AFSPC Vice Commander: Stay focused on your critical mission

  • Published
  • By Katherine Kebisek
  • Air Force Network Integration Center
Lt. Gen. John Hyten, vice commander of Air Force Space Command, visited the Air Force Network Integration Center Oct. 10 to meet with the center's personnel and see its mission firsthand.

As part of the visit, the general held an all call with AFNIC and other local AFSPC units, during which he discussed several topics including communicating the cyber story, Air Force challenges, and the importance of the Wingman culture.

While it was the general's first visit to AFNIC, it wasn't his first time in the organization. General Hyten began his Air Force career in 1981 as a lieutenant assigned to a Headquarters Air Force Communications Command unit, a predecessor to AFNIC. He began the all call by noting how amazing it was to see how the organization has evolved.

"It's pretty neat to come back and see an organization that is heavily involved in the cyber mission and doing such tremendous things," he said. "[You are] jumping in, making a difference and moving things forward in a domain that's going to be critical to everything that we do in the future of the military."

He cautioned, however, about the "trap of having a cool job."
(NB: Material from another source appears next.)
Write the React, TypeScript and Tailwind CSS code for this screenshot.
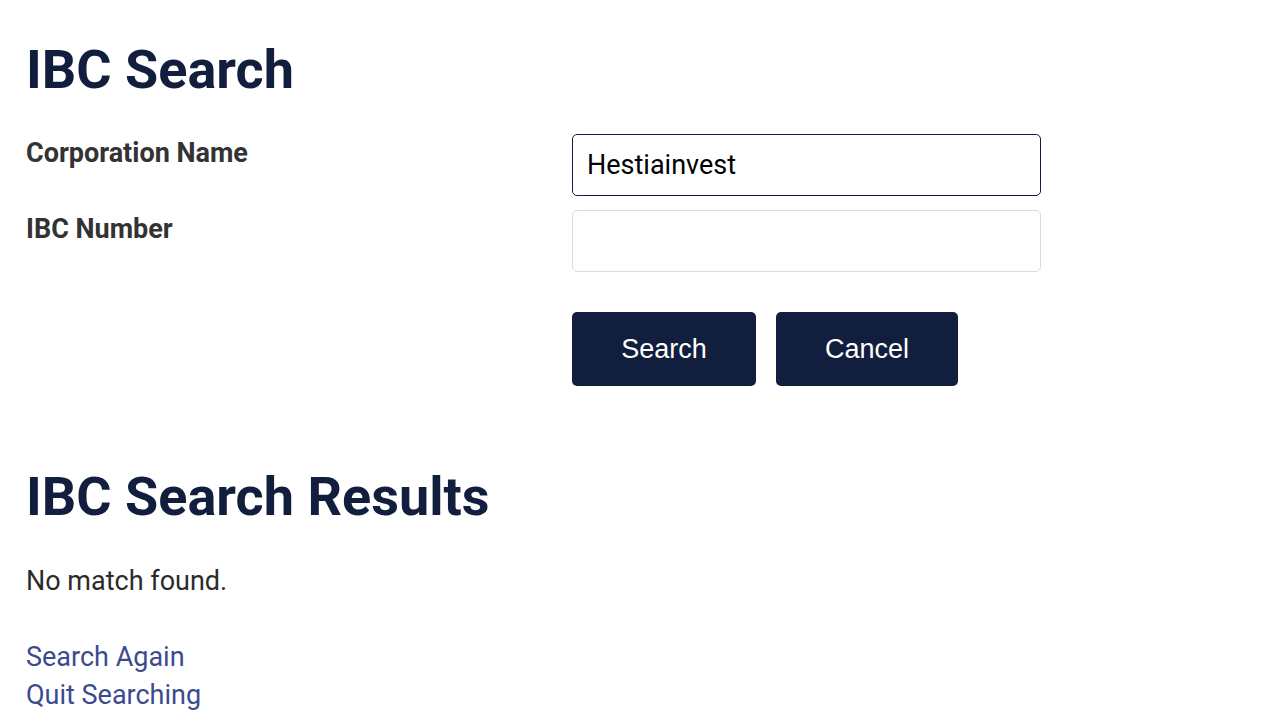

"The trap is getting caught up in the cool things you do every day and forgetting about why you do them; and why we do what we do is to impact war on the battlefield around the world every day," he said. "In space and cyber, everything we do in those domains is fundamental to executing war."

He stressed the importance of always remembering the bigger picture of why the cyber mission is essential to warfighting, and challenged the AFSPC team to help tell that story better so senior leaders have the best possible information on cyber capabilities when making decisions.

"What you do is essential to everything we do in the Air Force," General Hyten said. "We have to tell that story better."

He went on to discuss some of challenges the Air Force is facing, specifically with respect to budget and force structure.

"The biggest threat to our nation right now is our own financial crisis and deficit. We cannot continue to spend the way we have been spending," General Hyten said. He added that with reduction in budget, it is not feasible to operate with the same force structure. However, even with the constant change, space and cyber will continue to be critical to all military operations and everyone must stay focused.

"The key is to separate yourself from the noise that's going on and focus on the critical mission you have here at AFNIC," he said. "That's our job; it's an amazing calling."
One of the final topics the general discussed was suicide, an unfortunate reality plaguing the Air Force and Department of Defense.

"If you've ever been to a funeral of somebody who's committed suicide, and you look at what happened to the family, the unit, the friends of all those people, the damage that single act created will last a lifetime," he said. "[Suicide] didn't make things better, it always makes things worse."

He described the importance of the Wingman Culture and urged Airmen to watch out for each other and act if they see something wrong.

"Something magnificent always happens once you've been through that tough time ... it always happens but we forget that," he said. "Look at your friends and remind them of that. Get them help if they need help. There's always a better end."

During the question and answer portion, the general addressed questions on several topics, including challenges facing cyber professionals and Joint cyber efforts. He repeatedly stressed the importance of developing and growing the right cyber capabilities within the force, as well as the synergy between space and cyber.

"Everything we do in space is delivering information, providing information or an information pathway. Cyber is the same thing," he said. "On the battlefield, that's the synergy between space and cyber; and we've only scratched the surface. As we jump into that, we can do some amazing things."

Despite how force structure or resources evolve, the expertise and work of AFNIC personnel supporting the cyber mission will continue to play a critical role in today's Air Force mission.

"You guys have cool jobs and are doing amazing things," he said. "Thank you for what you're doing."